There are many efforts underway to reach across barriers. Operation Pitch Invasion is dedicated to building soccer fields in non-traditional places “so that kids of all ages have high-quality and safe playing surfaces to enjoy the beautiful game.” America Scores offers a unique combination of “soccer, poetry and service-learning” to give inner-city youth better after-school options.
But it’s not just about introducing and developing the game at the grass-roots level. It’s also about helping talented kids compete in a world that’s top-heavy in top-earning families. “I don’t know if you have to be traveling all the way to California for good matches when you’re 14 years old,” says U.S. national team member Heather O’Reilly, who contributes to America Scores.
The U.S. is a capitalistic society, proudly, and the goal for many is to be profitable as well as to be helpful. So as the interest in soccer increases, so will the interest in the business of soccer. That may make the effort to diversify even tougher, when it seems like it should be the opposite.

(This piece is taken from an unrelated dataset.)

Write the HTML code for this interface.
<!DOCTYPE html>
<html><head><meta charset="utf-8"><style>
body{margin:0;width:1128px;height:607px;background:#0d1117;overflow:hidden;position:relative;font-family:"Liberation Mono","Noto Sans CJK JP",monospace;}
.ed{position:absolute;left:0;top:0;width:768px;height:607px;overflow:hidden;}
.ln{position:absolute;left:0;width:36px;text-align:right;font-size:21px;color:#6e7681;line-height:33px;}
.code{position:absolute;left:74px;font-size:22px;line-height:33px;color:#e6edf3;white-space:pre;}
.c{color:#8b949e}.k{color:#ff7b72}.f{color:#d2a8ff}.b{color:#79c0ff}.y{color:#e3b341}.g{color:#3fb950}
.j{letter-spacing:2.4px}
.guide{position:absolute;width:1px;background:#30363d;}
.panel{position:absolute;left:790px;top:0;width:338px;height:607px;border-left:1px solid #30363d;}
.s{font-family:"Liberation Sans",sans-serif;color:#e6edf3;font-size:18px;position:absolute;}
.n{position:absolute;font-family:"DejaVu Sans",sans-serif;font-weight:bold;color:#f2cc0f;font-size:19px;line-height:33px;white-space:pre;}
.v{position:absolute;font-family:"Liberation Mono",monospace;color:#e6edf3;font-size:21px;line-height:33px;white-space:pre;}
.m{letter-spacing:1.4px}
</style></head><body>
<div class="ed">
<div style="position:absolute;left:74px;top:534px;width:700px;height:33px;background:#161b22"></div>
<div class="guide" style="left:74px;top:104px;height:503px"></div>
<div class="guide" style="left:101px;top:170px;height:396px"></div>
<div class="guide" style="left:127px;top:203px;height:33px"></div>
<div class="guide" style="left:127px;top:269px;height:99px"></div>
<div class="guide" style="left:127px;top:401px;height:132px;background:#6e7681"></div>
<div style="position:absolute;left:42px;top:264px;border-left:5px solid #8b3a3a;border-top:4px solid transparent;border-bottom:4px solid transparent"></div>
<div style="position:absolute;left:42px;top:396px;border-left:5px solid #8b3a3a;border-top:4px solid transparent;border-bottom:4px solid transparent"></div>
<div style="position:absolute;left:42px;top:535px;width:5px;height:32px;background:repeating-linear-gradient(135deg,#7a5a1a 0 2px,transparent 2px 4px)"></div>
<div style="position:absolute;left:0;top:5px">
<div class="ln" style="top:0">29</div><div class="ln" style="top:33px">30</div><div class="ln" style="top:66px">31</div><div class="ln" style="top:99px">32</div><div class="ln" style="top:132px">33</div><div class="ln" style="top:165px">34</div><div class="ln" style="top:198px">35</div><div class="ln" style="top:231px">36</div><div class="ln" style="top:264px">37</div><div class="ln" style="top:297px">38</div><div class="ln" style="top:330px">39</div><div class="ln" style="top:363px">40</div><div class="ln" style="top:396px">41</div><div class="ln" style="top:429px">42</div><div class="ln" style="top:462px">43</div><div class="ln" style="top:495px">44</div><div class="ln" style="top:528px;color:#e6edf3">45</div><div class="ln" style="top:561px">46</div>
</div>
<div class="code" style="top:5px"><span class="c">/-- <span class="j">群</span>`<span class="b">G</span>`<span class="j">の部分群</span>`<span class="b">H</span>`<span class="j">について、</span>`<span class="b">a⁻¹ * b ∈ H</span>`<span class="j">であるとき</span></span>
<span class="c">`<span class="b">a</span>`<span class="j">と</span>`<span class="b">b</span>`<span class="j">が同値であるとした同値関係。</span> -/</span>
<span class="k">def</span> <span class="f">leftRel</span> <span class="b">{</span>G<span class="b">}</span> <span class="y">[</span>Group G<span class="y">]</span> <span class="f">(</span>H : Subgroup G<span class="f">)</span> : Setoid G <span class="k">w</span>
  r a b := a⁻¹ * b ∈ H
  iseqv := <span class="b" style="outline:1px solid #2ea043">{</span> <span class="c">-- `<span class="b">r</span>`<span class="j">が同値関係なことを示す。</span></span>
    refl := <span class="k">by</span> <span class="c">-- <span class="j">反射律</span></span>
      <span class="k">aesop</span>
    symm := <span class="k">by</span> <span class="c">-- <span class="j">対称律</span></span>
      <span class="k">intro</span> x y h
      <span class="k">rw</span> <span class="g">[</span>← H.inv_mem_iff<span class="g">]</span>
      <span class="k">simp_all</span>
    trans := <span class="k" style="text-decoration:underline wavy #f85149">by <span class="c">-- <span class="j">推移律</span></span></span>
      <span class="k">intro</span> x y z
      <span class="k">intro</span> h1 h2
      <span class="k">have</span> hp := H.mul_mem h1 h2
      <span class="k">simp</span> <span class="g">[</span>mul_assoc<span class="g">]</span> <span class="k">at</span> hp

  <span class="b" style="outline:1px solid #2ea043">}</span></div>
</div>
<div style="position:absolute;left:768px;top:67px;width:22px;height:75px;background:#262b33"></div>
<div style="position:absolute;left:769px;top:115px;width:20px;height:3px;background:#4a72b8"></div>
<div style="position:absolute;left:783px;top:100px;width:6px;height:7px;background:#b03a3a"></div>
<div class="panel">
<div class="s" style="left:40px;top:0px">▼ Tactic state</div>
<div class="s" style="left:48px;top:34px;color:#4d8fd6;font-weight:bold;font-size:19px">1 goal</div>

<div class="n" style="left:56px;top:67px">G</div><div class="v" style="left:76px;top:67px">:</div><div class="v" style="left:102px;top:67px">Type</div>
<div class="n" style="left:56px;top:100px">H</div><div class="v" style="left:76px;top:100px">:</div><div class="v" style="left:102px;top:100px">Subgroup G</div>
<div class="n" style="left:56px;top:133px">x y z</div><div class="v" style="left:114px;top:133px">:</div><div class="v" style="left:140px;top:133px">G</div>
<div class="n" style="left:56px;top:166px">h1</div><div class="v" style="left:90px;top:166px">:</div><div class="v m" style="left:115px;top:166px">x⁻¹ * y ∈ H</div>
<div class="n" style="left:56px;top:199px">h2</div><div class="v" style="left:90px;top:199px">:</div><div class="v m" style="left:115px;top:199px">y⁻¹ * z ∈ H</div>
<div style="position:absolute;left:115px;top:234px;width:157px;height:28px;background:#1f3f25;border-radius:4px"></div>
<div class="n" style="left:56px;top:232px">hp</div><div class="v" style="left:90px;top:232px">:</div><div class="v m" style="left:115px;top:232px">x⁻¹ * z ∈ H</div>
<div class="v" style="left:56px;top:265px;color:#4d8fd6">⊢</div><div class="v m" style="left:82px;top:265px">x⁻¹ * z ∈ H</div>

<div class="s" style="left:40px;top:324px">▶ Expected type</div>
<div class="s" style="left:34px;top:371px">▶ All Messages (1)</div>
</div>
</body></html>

This might be the No. 1 challenge for new U.S. Soccer president Carlos Cordeiro. He was born in Bombay and moved to Miami as a teen, but he’s considered an insider in the soccer world. He attended Harvard Business School and he was a partner at Goldman Sachs. As part of his platform, he wrote about the need to “invest new resources to make soccer more affordable for youth, especially in our cities and underserved communities.”

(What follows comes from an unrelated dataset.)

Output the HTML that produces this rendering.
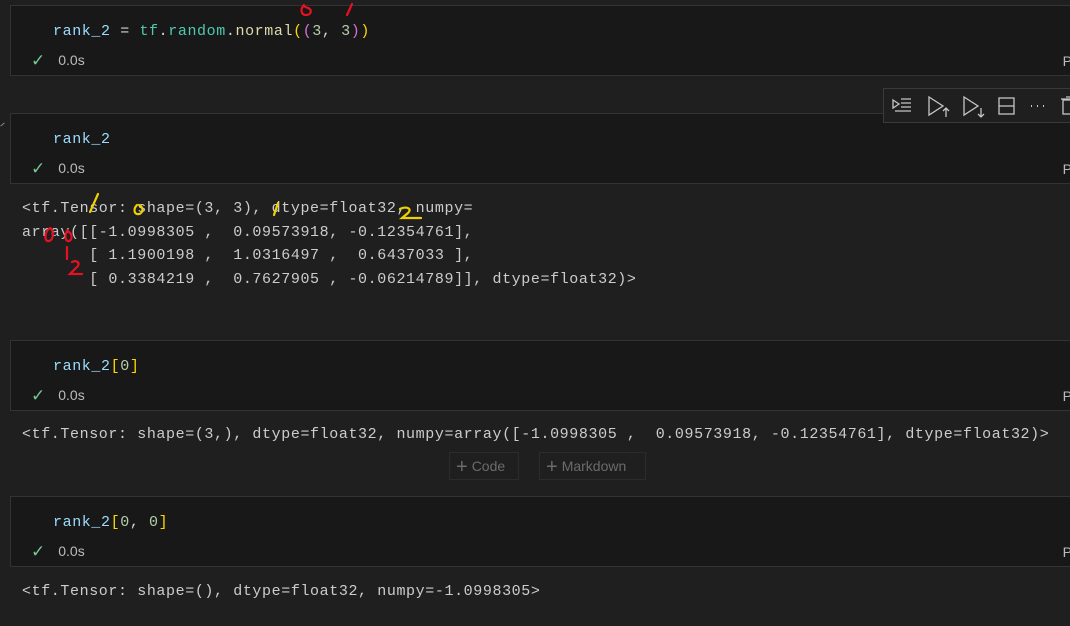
<!DOCTYPE html>
<html><head><meta charset="utf-8"><style>
*{margin:0;padding:0;box-sizing:border-box}
body{width:1070px;height:626px;background:#1f1f1f;overflow:hidden;position:relative;font-family:"Liberation Mono",monospace;}
.cell{position:absolute;left:10px;width:1080px;height:71px;background:#181818;border:1px solid #333;}
.code{position:absolute;left:42px;top:16px;font-size:15px;letter-spacing:0.6px;color:#9cdcfe;white-space:pre;line-height:20px}
.stat{position:absolute;left:20px;top:45px;font-family:"Liberation Sans",sans-serif;font-size:14px;color:#bbb;}
.stat b{color:#73c991;font-weight:normal;font-size:17px;margin-right:13px;vertical-align:-1px}
.p{position:absolute;right:12px;top:47px;font-family:"Liberation Sans",sans-serif;font-size:14px;color:#bbb}
.out{position:absolute;left:22px;font-size:15px;letter-spacing:0.6px;color:#cccccc;white-space:pre;line-height:23.5px}
.y{color:#ffd700}.m{color:#da70d6}.n{color:#b5cea8}.t{color:#4ec9b0}.f{color:#dcdcaa}.w{color:#d4d4d4}
.btn{position:absolute;top:452px;height:28px;border:1px solid #2c2c2c;color:#6b6b6b;font-family:"Liberation Sans",sans-serif;font-size:14px;line-height:26px;padding-left:6px}
.btn span{font-size:20px;vertical-align:-2px;margin-right:4px;font-weight:300}
</style></head><body>

<div class="cell" style="top:5px"><div class="code">rank_2 <span class="w">=</span> <span class="t">tf</span><span class="w">.</span><span class="t">random</span><span class="w">.</span><span class="f">normal</span><span class="y">(</span><span class="m">(</span><span class="n">3</span><span class="w">,</span> <span class="n">3</span><span class="m">)</span><span class="y">)</span></div><div class="stat"><b>✓</b>0.0s</div><div class="p" style="right:17px">P</div></div>

<div class="cell" style="top:113px"><div class="code">rank_2</div><div class="stat"><b>✓</b>0.0s</div><div class="p" style="right:17px">P</div></div>
<div style="position:absolute;left:0;top:124px;width:5px;height:1px;background:#888;transform:rotate(-40deg)"></div>

<div style="position:absolute;left:883px;top:88px;width:200px;height:35px;background:#1f1f1f;border:1px solid #3a3a3a"></div>
<svg style="position:absolute;left:883px;top:88px" width="190" height="35" fill="none" stroke="#c5c5c5" stroke-width="1.3">
<path d="M10 12 L16 16 L10 20 Z M18 11H28 M18 15H28 M18 19H28 M12 23H28"/>
<path d="M46 9 L60 18 L46 27 Z M63 29V20 M60 23 L63 20 L66 23" />
<path d="M81 9 L95 18 L81 27 Z M98 20V29 M95 26 L98 29 L101 26"/>
<rect x="116" y="10" width="15" height="16"/><path d="M116 18H131"/>
<path d="M148 18h1 M154 18h1 M160 18h1" stroke-width="2"/>
<rect x="180" y="12" width="10" height="14"/><path d="M178 11H192 M183 9H188"/>
</svg>

<div class="out" style="top:197px">&lt;tf.Tensor: shape=(3, 3), dtype=float32, numpy=
array([[-1.0998305 ,  0.09573918, -0.12354761],
       [ 1.1900198 ,  1.0316497 ,  0.6437033 ],
       [ 0.3384219 ,  0.7627905 , -0.06214789]], dtype=float32)&gt;</div>

<div class="cell" style="top:340px"><div class="code">rank_2<span class="y">[</span><span class="n">0</span><span class="y">]</span></div><div class="stat"><b>✓</b>0.0s</div><div class="p" style="right:17px">P</div></div>
<div class="out" style="top:423px">&lt;tf.Tensor: shape=(3,), dtype=float32, numpy=array([-1.0998305 ,  0.09573918, -0.12354761], dtype=float32)&gt;</div>
<div class="btn" style="left:449px;width:70px"><span>+</span>Code</div>
<div class="btn" style="left:539px;width:107px"><span>+</span>Markdown</div>

<div class="cell" style="top:496px"><div class="code">rank_2<span class="y">[</span><span class="n">0</span><span class="w">,</span> <span class="n">0</span><span class="y">]</span></div><div class="stat"><b>✓</b>0.0s</div><div class="p" style="right:17px">P</div></div>
<div class="out" style="top:580px">&lt;tf.Tensor: shape=(), dtype=float32, numpy=-1.0998305&gt;</div>

<svg style="position:absolute;left:0;top:0" width="1070" height="626" fill="none" stroke-width="2.2" stroke-linecap="round">
<g stroke="#e81123">
<path d="M304 5 C300 9 301 15 306 15 C312 15 312 9 308 8 C305 7 303 6 304 5"/>
<path d="M352 4 L347 15"/>
<path d="M50 228 C44 232 44 242 49 241 C54 240 54 230 50 228"/>
<path d="M68 230 C64 234 65 242 69 241 C73 240 72 232 68 232"/>
<path d="M67 247 V259"/>
<path d="M72 262 C76 260 80 262 78 266 L70 274 L82 274"/>
</g>
<g stroke="#f0d000">
<path d="M98 194 L90 212"/>
<path d="M137 205 C133 209 134 215 139 214 C144 213 143 206 139 205"/>
<path d="M278 203 L274 215"/>
<path d="M400 209 C405 206 413 208 408 213 L402 218 L421 218"/>
</g>
</svg>
</body></html>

It’s only been a few months, but Fitzgerald hasn’t seen much of a change yet.
“I wish there was a bigger braintrust focusing on this,” he said. “I haven’t heard a single word about it since our new president took office. There are a ton of kids who are getting overlooked. And this is Portland; I can only imagine what L.A. is like.”
Find those kids in those cities more frequently, and the U.S. might still be playing at this stage in the 2022 World Cup. After all, the populations of L.A. and Portland add up to roughly the size of Croatia.